_Code that builds pages_
======

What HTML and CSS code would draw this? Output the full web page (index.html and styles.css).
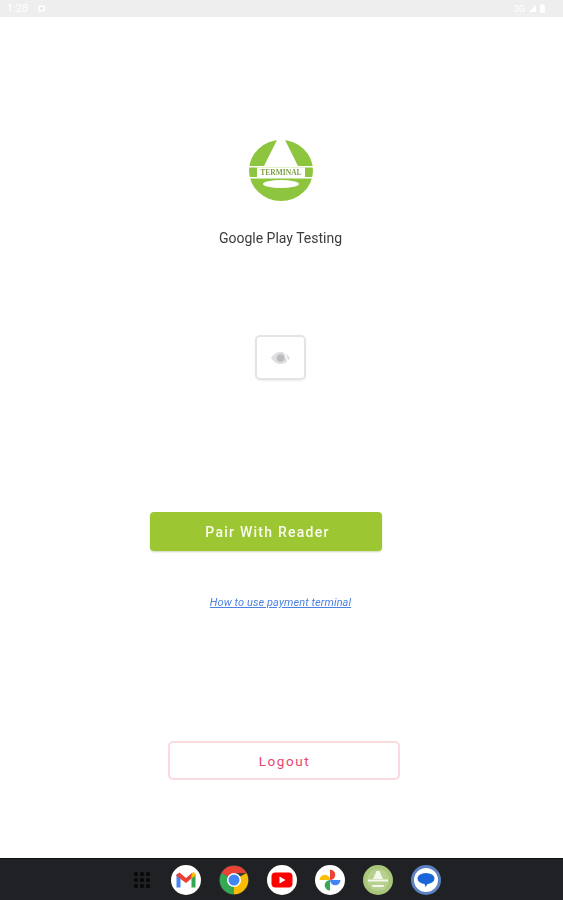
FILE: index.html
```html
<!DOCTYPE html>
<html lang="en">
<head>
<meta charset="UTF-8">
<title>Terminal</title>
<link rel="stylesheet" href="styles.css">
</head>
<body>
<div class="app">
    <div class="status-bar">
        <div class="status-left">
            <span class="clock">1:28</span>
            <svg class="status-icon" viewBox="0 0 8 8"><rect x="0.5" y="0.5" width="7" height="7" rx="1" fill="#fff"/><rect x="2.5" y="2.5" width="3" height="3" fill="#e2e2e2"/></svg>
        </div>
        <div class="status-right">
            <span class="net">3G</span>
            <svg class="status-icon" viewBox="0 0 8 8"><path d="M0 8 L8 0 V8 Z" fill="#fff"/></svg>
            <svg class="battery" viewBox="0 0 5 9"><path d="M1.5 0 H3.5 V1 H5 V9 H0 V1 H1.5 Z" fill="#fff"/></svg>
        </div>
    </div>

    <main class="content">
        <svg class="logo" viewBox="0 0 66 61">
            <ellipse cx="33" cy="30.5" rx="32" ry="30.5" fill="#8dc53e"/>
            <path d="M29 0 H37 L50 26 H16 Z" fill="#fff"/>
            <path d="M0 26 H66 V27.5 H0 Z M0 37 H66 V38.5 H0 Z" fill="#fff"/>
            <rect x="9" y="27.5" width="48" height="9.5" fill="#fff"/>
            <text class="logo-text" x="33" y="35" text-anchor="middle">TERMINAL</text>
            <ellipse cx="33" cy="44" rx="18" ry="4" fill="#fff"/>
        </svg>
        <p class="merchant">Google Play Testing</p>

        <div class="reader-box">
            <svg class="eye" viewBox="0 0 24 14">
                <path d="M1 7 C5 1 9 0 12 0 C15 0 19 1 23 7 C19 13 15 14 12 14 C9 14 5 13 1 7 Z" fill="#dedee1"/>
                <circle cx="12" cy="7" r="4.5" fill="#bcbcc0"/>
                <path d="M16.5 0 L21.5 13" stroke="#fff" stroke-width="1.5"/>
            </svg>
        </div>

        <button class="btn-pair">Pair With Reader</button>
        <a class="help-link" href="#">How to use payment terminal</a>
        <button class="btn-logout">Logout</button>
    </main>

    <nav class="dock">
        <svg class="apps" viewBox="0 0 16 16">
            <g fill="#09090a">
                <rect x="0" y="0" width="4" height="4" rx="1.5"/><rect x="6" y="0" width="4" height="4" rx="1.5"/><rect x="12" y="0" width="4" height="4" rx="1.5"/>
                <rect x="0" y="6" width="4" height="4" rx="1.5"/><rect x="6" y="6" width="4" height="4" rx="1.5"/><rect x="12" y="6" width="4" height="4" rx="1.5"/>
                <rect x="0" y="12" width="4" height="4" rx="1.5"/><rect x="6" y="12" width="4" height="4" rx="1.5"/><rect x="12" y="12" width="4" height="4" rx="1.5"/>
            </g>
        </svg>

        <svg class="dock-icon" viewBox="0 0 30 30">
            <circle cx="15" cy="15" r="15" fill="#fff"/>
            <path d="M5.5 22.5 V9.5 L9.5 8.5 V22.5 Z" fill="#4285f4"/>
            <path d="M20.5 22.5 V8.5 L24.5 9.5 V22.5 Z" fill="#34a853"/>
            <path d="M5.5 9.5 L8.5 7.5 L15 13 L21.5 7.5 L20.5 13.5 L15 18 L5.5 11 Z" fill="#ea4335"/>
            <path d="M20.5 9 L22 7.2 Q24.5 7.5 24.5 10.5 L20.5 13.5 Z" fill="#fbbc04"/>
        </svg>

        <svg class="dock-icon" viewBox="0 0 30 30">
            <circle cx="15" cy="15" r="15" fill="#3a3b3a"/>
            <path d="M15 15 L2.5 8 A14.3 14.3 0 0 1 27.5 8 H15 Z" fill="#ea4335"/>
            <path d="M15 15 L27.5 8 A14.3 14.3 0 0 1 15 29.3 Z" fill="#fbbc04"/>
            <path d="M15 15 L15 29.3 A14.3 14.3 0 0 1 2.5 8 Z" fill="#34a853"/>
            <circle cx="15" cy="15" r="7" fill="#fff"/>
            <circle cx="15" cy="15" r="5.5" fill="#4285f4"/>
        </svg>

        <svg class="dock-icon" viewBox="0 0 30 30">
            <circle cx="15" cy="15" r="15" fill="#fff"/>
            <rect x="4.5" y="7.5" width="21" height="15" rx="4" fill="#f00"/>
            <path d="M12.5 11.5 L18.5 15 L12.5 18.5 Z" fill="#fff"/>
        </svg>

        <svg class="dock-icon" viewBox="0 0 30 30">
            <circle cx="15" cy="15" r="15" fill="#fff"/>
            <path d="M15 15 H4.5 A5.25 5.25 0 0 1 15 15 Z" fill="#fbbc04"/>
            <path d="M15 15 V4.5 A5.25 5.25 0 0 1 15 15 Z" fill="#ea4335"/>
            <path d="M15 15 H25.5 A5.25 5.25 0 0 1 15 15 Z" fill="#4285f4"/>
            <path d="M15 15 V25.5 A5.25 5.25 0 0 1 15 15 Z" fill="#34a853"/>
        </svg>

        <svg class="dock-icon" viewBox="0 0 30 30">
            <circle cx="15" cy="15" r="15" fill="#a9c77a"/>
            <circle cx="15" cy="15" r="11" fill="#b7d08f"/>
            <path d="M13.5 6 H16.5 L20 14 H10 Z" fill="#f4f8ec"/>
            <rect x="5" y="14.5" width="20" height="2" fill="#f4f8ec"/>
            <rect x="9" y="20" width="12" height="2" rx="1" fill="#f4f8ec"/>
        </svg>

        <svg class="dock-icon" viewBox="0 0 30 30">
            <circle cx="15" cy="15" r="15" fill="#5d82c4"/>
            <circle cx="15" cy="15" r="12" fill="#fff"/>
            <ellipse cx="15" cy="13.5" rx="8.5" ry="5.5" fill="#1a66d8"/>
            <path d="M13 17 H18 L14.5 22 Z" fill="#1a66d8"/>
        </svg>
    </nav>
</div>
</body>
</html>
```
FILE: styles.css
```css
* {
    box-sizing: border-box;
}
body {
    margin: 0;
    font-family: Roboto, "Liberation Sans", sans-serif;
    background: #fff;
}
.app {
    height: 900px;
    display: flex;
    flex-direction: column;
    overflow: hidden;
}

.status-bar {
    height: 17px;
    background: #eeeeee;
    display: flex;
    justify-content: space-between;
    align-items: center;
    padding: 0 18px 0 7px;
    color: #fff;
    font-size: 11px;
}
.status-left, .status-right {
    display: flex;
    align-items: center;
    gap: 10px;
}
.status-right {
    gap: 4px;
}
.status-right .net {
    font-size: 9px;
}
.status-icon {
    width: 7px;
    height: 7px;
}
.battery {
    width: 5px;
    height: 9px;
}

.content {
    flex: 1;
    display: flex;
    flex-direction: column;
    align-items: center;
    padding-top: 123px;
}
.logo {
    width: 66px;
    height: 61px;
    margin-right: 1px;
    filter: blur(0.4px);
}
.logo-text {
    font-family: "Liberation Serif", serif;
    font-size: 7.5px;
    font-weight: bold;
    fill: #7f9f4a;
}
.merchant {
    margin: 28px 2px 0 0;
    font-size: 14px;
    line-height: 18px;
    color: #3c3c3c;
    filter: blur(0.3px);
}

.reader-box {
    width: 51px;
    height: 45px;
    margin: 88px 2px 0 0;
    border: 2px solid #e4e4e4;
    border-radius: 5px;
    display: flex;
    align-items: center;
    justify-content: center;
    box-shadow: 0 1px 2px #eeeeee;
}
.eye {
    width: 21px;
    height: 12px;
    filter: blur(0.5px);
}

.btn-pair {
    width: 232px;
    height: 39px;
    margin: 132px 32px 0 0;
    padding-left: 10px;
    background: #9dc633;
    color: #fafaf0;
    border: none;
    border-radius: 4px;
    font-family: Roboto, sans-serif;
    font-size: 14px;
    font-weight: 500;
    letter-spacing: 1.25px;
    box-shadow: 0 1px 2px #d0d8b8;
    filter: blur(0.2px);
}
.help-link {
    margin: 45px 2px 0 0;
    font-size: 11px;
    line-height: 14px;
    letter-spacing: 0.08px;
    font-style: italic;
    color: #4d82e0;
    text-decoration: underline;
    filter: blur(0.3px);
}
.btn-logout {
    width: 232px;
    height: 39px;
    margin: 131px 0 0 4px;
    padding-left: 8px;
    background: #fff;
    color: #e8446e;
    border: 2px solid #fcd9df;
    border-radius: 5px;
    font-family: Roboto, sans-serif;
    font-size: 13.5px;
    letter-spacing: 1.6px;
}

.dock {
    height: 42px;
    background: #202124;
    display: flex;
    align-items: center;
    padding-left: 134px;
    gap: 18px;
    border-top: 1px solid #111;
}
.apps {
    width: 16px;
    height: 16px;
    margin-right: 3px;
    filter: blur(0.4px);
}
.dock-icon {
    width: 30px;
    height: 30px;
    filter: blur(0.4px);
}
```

======

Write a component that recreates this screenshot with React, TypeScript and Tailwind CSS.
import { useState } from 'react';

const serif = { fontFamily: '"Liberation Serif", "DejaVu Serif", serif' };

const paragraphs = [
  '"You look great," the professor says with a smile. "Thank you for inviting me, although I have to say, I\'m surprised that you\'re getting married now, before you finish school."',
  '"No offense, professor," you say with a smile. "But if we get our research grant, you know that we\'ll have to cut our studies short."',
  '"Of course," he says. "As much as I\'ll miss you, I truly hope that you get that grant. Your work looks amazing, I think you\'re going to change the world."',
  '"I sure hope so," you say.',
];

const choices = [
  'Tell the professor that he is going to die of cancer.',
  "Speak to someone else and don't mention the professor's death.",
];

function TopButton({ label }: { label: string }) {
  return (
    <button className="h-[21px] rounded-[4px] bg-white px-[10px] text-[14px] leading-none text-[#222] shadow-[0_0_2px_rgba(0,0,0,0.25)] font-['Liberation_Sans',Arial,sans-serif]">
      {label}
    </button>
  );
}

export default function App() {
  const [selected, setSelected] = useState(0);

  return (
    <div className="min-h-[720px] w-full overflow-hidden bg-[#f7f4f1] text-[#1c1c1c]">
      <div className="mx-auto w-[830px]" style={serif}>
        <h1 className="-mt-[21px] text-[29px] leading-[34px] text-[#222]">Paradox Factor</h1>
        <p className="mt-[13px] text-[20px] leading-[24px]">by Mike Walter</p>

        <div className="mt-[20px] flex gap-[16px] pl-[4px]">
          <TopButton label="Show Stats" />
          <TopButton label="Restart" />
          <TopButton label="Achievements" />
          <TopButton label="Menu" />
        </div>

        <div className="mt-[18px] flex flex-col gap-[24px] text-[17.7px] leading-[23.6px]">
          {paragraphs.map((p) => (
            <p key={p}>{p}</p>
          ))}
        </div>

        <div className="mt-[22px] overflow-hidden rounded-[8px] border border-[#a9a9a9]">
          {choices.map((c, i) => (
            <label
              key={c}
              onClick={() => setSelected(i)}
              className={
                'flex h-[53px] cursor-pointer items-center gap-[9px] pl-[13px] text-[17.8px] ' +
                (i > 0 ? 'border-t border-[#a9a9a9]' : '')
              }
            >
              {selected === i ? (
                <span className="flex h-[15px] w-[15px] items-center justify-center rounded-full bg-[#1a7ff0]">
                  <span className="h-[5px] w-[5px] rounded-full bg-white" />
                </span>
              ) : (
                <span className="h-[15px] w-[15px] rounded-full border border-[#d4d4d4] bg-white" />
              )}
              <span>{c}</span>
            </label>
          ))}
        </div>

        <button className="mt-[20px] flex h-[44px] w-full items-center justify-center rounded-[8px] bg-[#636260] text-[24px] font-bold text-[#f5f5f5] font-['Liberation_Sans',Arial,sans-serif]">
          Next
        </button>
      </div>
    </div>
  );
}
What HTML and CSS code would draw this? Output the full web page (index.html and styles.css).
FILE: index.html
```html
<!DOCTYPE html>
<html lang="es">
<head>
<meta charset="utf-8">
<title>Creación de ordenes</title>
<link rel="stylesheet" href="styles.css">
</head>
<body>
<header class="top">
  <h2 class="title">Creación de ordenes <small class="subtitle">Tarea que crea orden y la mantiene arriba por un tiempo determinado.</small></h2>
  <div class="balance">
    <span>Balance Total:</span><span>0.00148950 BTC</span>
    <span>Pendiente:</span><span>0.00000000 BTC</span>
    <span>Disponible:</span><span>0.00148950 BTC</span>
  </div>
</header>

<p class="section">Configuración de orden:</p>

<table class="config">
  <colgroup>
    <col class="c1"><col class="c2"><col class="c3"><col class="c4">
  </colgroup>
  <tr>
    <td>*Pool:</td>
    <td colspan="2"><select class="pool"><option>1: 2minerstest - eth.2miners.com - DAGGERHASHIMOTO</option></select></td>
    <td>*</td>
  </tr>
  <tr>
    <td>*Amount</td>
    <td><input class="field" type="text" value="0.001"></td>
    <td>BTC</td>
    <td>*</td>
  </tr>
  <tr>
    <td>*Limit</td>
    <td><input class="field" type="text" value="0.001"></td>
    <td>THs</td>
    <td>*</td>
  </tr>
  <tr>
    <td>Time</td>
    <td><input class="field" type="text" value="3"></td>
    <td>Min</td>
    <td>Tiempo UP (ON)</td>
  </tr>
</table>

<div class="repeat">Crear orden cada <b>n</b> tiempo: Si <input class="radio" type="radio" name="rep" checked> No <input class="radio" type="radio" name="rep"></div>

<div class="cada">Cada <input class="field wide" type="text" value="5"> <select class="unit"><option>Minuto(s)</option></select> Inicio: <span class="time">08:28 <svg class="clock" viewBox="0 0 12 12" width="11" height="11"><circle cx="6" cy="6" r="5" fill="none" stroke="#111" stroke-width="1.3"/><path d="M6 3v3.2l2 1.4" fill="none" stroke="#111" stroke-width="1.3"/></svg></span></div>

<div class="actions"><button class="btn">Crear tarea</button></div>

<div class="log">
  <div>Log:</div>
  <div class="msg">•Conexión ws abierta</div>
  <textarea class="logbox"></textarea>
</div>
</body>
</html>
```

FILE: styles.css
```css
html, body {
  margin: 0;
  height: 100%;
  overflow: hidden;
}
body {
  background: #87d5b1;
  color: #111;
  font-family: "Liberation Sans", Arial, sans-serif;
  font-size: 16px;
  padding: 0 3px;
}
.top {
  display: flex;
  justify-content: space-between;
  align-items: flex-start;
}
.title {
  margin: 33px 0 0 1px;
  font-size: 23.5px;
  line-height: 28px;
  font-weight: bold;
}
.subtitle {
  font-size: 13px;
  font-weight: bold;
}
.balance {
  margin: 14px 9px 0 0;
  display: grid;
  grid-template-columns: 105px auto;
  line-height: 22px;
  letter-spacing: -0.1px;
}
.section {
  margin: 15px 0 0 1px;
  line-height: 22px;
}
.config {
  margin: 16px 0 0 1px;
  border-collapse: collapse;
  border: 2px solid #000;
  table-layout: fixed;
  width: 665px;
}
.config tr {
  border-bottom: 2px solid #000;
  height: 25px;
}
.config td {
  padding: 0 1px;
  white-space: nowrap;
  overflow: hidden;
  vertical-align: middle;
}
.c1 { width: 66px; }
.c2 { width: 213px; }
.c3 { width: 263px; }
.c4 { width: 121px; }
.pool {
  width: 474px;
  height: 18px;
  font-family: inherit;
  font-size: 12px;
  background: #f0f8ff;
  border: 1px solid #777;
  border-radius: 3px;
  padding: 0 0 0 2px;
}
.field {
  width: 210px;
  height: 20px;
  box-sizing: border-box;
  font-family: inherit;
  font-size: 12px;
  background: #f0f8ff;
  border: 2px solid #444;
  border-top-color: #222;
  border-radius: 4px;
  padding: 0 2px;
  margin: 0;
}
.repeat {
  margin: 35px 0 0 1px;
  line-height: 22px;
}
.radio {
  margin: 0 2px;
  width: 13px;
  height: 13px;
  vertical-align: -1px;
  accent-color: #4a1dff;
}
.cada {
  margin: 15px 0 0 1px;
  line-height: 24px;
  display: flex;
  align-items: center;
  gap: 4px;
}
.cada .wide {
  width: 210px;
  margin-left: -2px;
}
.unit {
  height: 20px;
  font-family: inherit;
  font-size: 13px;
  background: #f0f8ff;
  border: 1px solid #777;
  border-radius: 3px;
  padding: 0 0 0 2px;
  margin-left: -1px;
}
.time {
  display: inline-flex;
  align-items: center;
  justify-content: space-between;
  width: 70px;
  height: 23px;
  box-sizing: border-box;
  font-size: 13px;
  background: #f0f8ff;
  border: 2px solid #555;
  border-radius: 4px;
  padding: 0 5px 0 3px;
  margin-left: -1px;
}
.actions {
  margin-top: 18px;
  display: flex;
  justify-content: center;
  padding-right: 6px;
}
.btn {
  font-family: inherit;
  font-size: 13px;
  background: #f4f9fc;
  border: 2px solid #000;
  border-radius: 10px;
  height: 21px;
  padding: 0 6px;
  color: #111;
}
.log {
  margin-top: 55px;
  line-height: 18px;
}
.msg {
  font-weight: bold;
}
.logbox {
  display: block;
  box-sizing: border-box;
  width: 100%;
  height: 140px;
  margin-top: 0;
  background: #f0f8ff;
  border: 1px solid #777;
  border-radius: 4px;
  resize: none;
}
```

======

List every line from the entries above in which "full" appears.

What HTML and CSS code would draw this? Output the full web page (index.html and styles.css).
    <div className="min-h-[720px] w-full overflow-hidden bg-[#f7f4f1] text-[#1c1c1c]">
                <span className="flex h-[15px] w-[15px] items-center justify-center rounded-full bg-[#1a7ff0]">
                  <span className="h-[5px] w-[5px] rounded-full bg-white" />
                <span className="h-[15px] w-[15px] rounded-full border border-[#d4d4d4] bg-white" />
        <button className="mt-[20px] flex h-[44px] w-full items-center justify-center rounded-[8px] bg-[#636260] text-[24px] font-bold text-[#f5f5f5] font-['Liberation_Sans',Arial,sans-serif]">
What HTML and CSS code would draw this? Output the full web page (index.html and styles.css).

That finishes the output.